Some posts offer to forge residence cards and driver’s licenses. Others provide information about unlicensed taxi services, since runaway Vietnamese tend to avoid using public transportation for fear they may be stopped by police at train stations for a random check.

Nguyen said the wealth of information posted by Facebook groups had prompted many technical trainees to disappear rather than toil long hours at low paid work.

“It is easier to find better-paying work on social networking sites than what company technical intern programs offer. That's why they become bodoi,” Nguyen said.

Some, however, get very stressed trying to keep one step ahead of the law in a foreign land.

“I will turn myself in next week,” said one post. “Anybody want to come with me?”


Why have so many foreign technical trainees fled from their employers?

The Justice Ministry said in a 2019 survey that of 5,000 or so technical intern runaways who were apprehended between January 2017 and September 2018, 937 were found to have been unjustly treated by their employers.

Some of the firms conducted illegal business practices.

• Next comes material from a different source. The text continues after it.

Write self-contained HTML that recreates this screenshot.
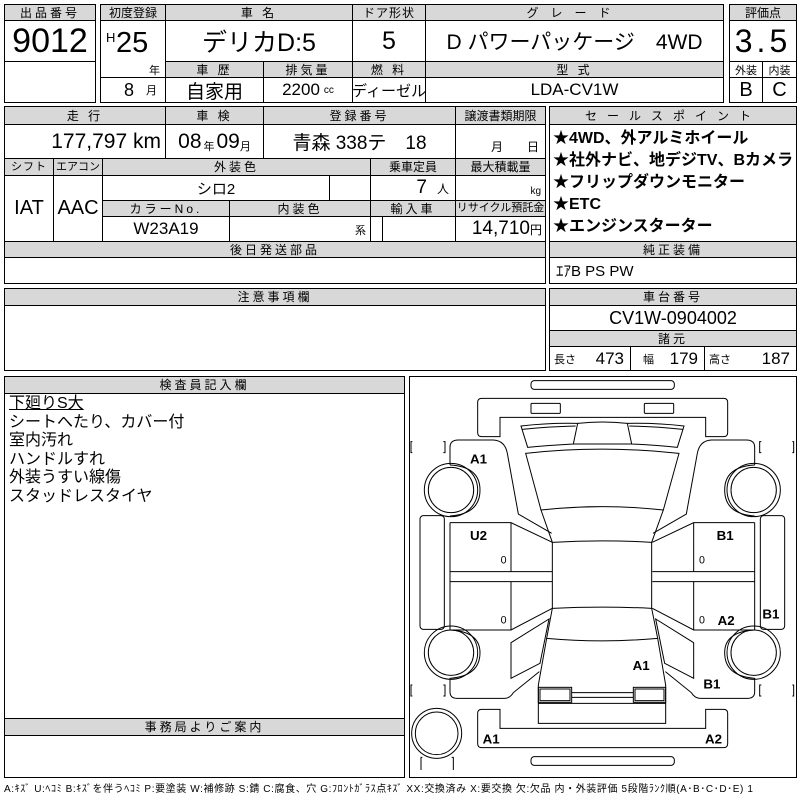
<!DOCTYPE html>
<html><head><meta charset="utf-8">
<style>
*{margin:0;padding:0;box-sizing:border-box}
body{width:800px;height:800px;background:#fff;position:relative;overflow:hidden;font-family:"Liberation Sans","Noto Sans CJK JP",sans-serif;color:#000}
.c{position:absolute;border:1px solid #000;display:flex;align-items:center;justify-content:center;white-space:nowrap;overflow:hidden}
.h{background:#d8d8d8;font-size:12px;letter-spacing:3px;line-height:1}
.v{font-size:19px}
.b{position:absolute;border:1px solid #000}
</style></head><body>
<div class="b" style="left:4px;top:4px;width:92px;height:99px"></div>
<div class="c h" style="left:4px;top:4px;width:92px;height:17px">出品番号</div>
<div class="c" style="left:4px;top:20px;width:92px;height:42px;font-size:34px">9012</div>

<div class="c h" style="left:100px;top:4px;width:66px;height:17px;letter-spacing:0">初度登録</div>
<div class="c h" style="left:165px;top:4px;width:188px;height:17px">車 名</div>
<div class="c h" style="left:352px;top:4px;width:74px;height:17px;letter-spacing:1px">ドア形状</div>
<div class="c h" style="left:425px;top:4px;width:299px;height:17px;letter-spacing:12px">グレード</div>
<div class="c" style="left:100px;top:20px;width:66px;height:58px"></div>
<div style="position:absolute;left:106px;top:30px;font-size:13px">H</div>
<div style="position:absolute;left:116px;top:29px;font-size:29px;line-height:1">25</div>
<div style="position:absolute;left:149px;top:62px;font-size:11px">年</div>
<div class="c" style="left:165px;top:20px;width:188px;height:42px;font-size:25px">デリカD:5</div>
<div class="c" style="left:352px;top:20px;width:74px;height:42px;font-size:25px">5</div>
<div class="c" style="left:425px;top:20px;width:299px;height:42px;font-size:21px">D パワーパッケージ　4WD</div>
<div class="c h" style="left:165px;top:61px;width:99px;height:17px">車 歴</div>
<div class="c h" style="left:263px;top:61px;width:90px;height:17px">排気量</div>
<div class="c h" style="left:352px;top:61px;width:74px;height:17px">燃 料</div>
<div class="c h" style="left:425px;top:61px;width:299px;height:17px">型 式</div>
<div class="c" style="left:100px;top:77px;width:66px;height:26px;font-size:18px;justify-content:flex-end;padding-right:8px">8 <span style="font-size:11px;margin-left:12px">月</span></div>
<div class="c v" style="left:165px;top:77px;width:99px;height:26px">自家用</div>
<div class="c v" style="left:263px;top:77px;width:90px;height:26px;font-size:17px">2200 <span style="font-size:10px;margin-left:4px">cc</span></div>
<div class="c v" style="left:352px;top:77px;width:74px;height:26px;font-size:15px">ディーゼル</div>
<div class="c v" style="left:425px;top:77px;width:299px;height:26px;font-size:17px">LDA-CV1W</div>

<div class="c h" style="left:729px;top:4px;width:68px;height:17px;letter-spacing:0">評価点</div>
<div class="c" style="left:729px;top:20px;width:68px;height:42px;font-size:32px;letter-spacing:4px">3.5</div>
<div class="c" style="left:729px;top:61px;width:34px;height:17px;font-size:11px">外装</div>
<div class="c" style="left:762px;top:61px;width:35px;height:17px;font-size:11px">内装</div>
<div class="c" style="left:729px;top:77px;width:34px;height:26px;font-size:20px">B</div>
<div class="c" style="left:762px;top:77px;width:35px;height:26px;font-size:20px">C</div>

<div class="c h" style="left:4px;top:106px;width:162px;height:19px">走 行</div>
<div class="c h" style="left:165px;top:106px;width:99px;height:19px">車 検</div>
<div class="c h" style="left:263px;top:106px;width:193px;height:19px">登録番号</div>
<div class="c h" style="left:455px;top:106px;width:91px;height:19px;letter-spacing:0">譲渡書類期限</div>
<div class="c v" style="left:4px;top:124px;width:162px;height:35px;justify-content:flex-end;padding-right:4px;font-size:21px">177,797 km</div>
<div class="c v" style="left:165px;top:124px;width:99px;height:35px;font-size:21px">08<span style="font-size:11px;margin:8px 2px 0">年</span>09<span style="font-size:11px;margin-top:8px">月</span></div>
<div class="c v" style="left:263px;top:124px;width:193px;height:35px">青森 338テ　18</div>
<div class="c" style="left:455px;top:124px;width:91px;height:35px;font-size:12px;align-items:flex-end;padding-bottom:3px;justify-content:flex-end;padding-right:6px">月　　日</div>
<div class="c h" style="left:4px;top:158px;width:50px;height:18px;letter-spacing:1px;font-size:11px">シフト</div>
<div class="c h" style="left:53px;top:158px;width:50px;height:18px;letter-spacing:0;font-size:11px">エアコン</div>
<div class="c h" style="left:102px;top:158px;width:269px;height:18px">外装色</div>
<div class="c h" style="left:370px;top:158px;width:86px;height:18px;letter-spacing:0">乗車定員</div>
<div class="c h" style="left:455px;top:158px;width:91px;height:18px;letter-spacing:0">最大積載量</div>
<div class="c v" style="left:4px;top:175px;width:50px;height:67px;font-size:20px">IAT</div>
<div class="c v" style="left:53px;top:175px;width:50px;height:67px;font-size:20px">AAC</div>
<div class="c" style="left:102px;top:175px;width:228px;height:26px;font-size:15px">シロ2</div>
<div class="c" style="left:329px;top:175px;width:42px;height:26px"></div>
<div class="c v" style="left:370px;top:175px;width:86px;height:26px;justify-content:flex-end;padding-right:6px">7 <span style="font-size:12px;margin-left:10px">人</span></div>
<div class="c" style="left:455px;top:175px;width:91px;height:26px;font-size:10px;justify-content:flex-end;align-items:flex-end;padding:0 4px 3px 0">kg</div>
<div class="c h" style="left:102px;top:200px;width:128px;height:17px">カラーNo.</div>
<div class="c h" style="left:229px;top:200px;width:142px;height:17px">内装色</div>
<div class="c h" style="left:370px;top:200px;width:86px;height:17px">輸入車</div>
<div class="c h" style="left:455px;top:200px;width:91px;height:17px;letter-spacing:0;font-size:11px">リサイクル預託金</div>
<div class="c" style="left:102px;top:216px;width:128px;height:26px;font-size:17px">W23A19</div>
<div class="c" style="left:229px;top:216px;width:142px;height:26px;font-size:11px;justify-content:flex-end;align-items:flex-end;padding:0 4px 3px 0">系</div>
<div class="c" style="left:370px;top:216px;width:13px;height:26px"></div>
<div class="c" style="left:382px;top:216px;width:74px;height:26px"></div>
<div class="c" style="left:455px;top:216px;width:91px;height:26px;font-size:19px;justify-content:flex-end;padding-right:3px">14,710<span style="font-size:12px">円</span></div>
<div class="c h" style="left:4px;top:241px;width:542px;height:17px">後日発送部品</div>
<div class="c" style="left:4px;top:257px;width:542px;height:27px"></div>

<div class="c h" style="left:549px;top:106px;width:248px;height:19px;letter-spacing:10px">セールスポイント</div>
<div class="c" style="left:549px;top:124px;width:248px;height:118px;display:block;font-size:16px;font-weight:bold;line-height:22px;padding:3px 0 0 3px">★4WD、外アルミホイール<br>★社外ナビ、地デジTV、Bカメラ<br>★フリップダウンモニター<br>★ETC<br>★エンジンスターター</div>
<div class="c h" style="left:549px;top:241px;width:248px;height:17px">純正装備</div>
<div class="c" style="left:549px;top:257px;width:248px;height:27px;justify-content:flex-start;padding-left:6px;font-size:15px">ｴｱB PS PW</div>

<div class="b" style="left:4px;top:288px;width:542px;height:83px"></div>
<div class="c h" style="left:4px;top:288px;width:542px;height:18px">注意事項欄</div>
<div class="c h" style="left:549px;top:288px;width:248px;height:18px">車台番号</div>
<div class="c" style="left:549px;top:305px;width:248px;height:26px;font-size:18px">CV1W-0904002</div>
<div class="c h" style="left:549px;top:330px;width:248px;height:17px">諸元</div>
<div class="c" style="left:549px;top:346px;width:82px;height:25px;font-size:17px;justify-content:space-between;padding:0 6px 0 4px"><span style="font-size:11px">長さ</span>473</div>
<div class="c" style="left:630px;top:346px;width:75px;height:25px;font-size:17px;justify-content:space-between;padding:0 6px 0 12px"><span style="font-size:11px">幅</span>179</div>
<div class="c" style="left:704px;top:346px;width:93px;height:25px;font-size:17px;justify-content:space-between;padding:0 6px 0 4px"><span style="font-size:11px">高さ</span>187</div>

<div class="b" style="left:4px;top:376px;width:401px;height:402px"></div>
<div class="c h" style="left:4px;top:376px;width:401px;height:18px">検査員記入欄</div>
<div style="position:absolute;left:9px;top:395px;font-size:16px;line-height:18.5px"><span style="text-decoration:underline">下廻りS大</span><br>シートへたり、カバー付<br>室内汚れ<br>ハンドルすれ<br>外装うすい線傷<br>スタッドレスタイヤ</div>
<div class="c h" style="left:4px;top:718px;width:401px;height:18px">事務局よりご案内</div>

<div class="b" style="left:409px;top:376px;width:388px;height:402px"></div>
<svg style="position:absolute;left:405px;top:370px" width="395" height="400" viewBox="0 0 1185 1200" fill="none" stroke="#000" stroke-width="3">
<g id="half">
<rect x="378" y="32" width="430" height="26" rx="10"/>
<path d="M285,200 L230,200 Q218,200 218,188 L218,97 Q218,85 230,85 L956,85 Q968,85 968,97 L968,188 Q968,200 956,200 L902,200 L902,142 L285,142 Z"/>
<rect x="378" y="100" width="88" height="30" rx="3"/>
<rect x="718" y="100" width="88" height="30" rx="3"/>
<path d="M348,168 Q430,158 518,160 L505,222 Q430,226 368,232 Z"/>
<path d="M352,178 Q430,170 512,168"/>
<path d="M837,168 Q755,158 667,160 L680,222 Q755,226 817,232 Z"/>
<path d="M833,178 Q755,170 673,168"/>
<path d="M505,222 L680,222"/>
<path d="M518,160 Q592,152 667,160"/>
<path d="M362,250 Q592,225 822,250 L775,420 Q592,400 408,420 Z"/>
<path d="M408,420 L442,517 Q592,508 740,517 L775,420"/>
<path d="M442,517 L442,715 Q592,708 740,715 L740,517"/>
<path d="M442,715 L425,805 Q592,820 758,805 L740,715"/>
<path d="M425,805 L400,945 L400,1060 L782,1060 L782,945 L758,805"/>
<rect x="400" y="952" width="100" height="45"/><rect x="405" y="957" width="90" height="35"/>
<rect x="685" y="952" width="97" height="45"/><rect x="690" y="957" width="87" height="35"/>
<path d="M500,968 L685,968 M500,982 L685,982 M400,1000 L782,1000"/>
<path d="M285,1018 L230,1018 Q218,1018 218,1030 L218,1121 Q218,1133 230,1133 L956,1133 Q968,1133 968,1121 L968,1030 Q968,1018 956,1018 L902,1018 L902,1075 L285,1075 Z"/>
<rect x="378" y="1160" width="430" height="26" rx="10"/>
<g id="side">
<path d="M135,285 L135,232 Q135,210 160,210 L265,210 Q300,212 307,250 L340,432 L440,490"/>
<path d="M135,285 Q225,290 225,360 Q225,432 135,438"/>
<circle cx="138" cy="360" r="80"/><circle cx="138" cy="360" r="68"/>
<rect x="45" y="437" width="73" height="341" rx="10"/>
<path d="M135,458 L318,458 L442,517 M135,458 L135,780 L318,780 L442,715 M318,458 L318,605 M318,635 L318,780 M135,605 L442,605 M135,635 L442,635"/>
<path d="M135,780 Q225,785 225,848 Q225,918 135,925 L135,965 Q135,985 155,985 L298,985 Q315,985 325,968 L403,905"/>
<circle cx="138" cy="848" r="80"/><circle cx="138" cy="848" r="68"/>
<path d="M318,818 L432,747 L405,880 L318,925 Z"/>
<path d="M22,215 L18,215 L18,248 L22,248 M115,215 L120,215 L120,248 L115,248"/>
<path d="M22,945 L18,945 L18,978 L22,978 M115,945 L120,945 L120,978 L115,978"/>
</g>
<use href="#side" transform="translate(1184,0) scale(-1,1)"/>
</g>
<circle cx="95" cy="1090" r="75"/><circle cx="95" cy="1090" r="64"/>
<path d="M52,1162 L48,1162 L48,1200 M140,1162 L145,1162 L145,1200"/>
<g fill="#000" stroke="none" font-family="Liberation Sans, sans-serif" font-size="40" font-weight="bold">
<text x="195" y="280">A1</text><text x="195" y="510">U2</text>
<text x="935" y="510">B1</text><text x="938" y="765">A2</text>
<text x="1072" y="745">B1</text><text x="683" y="900">A1</text>
<text x="895" y="955">B1</text><text x="233" y="1120">A1</text>
<text x="900" y="1120">A2</text>
<text x="287" y="580" font-size="32" font-weight="normal">0</text><text x="287" y="760" font-size="32" font-weight="normal">0</text>
<text x="882" y="580" font-size="32" font-weight="normal">0</text><text x="882" y="760" font-size="32" font-weight="normal">0</text>
</g>
</svg>
<div style="position:absolute;left:4px;top:780px;font-size:10px;white-space:nowrap;letter-spacing:0.6px">A:ｷｽﾞ U:ﾍｺﾐ B:ｷｽﾞを伴うﾍｺﾐ P:要塗装 W:補修跡 S:錆 C:腐食、穴 G:ﾌﾛﾝﾄｶﾞﾗｽ点ｷｽﾞ XX:交換済み X:要交換 欠:欠品 内・外装評価 5段階ﾗﾝｸ順(A･B･C･D･E) 1</div>
</body></html>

Fifty-eight runaways said they fled because they were not paid the minimum wage, while 69 were not paid their contracted wage.

The survey found that 195 of them were not paid for overtime work and 92 were slapped with excessive payroll deductions.

Many Vietnamese arrive in Japan burdened by debt stemming from having paid off brokers.

Yoshihisa Saito, a professor of labor law in Asia at Kobe University, said some of the organizations that manage foreign technical interns and monitor their employers are not functioning adequately.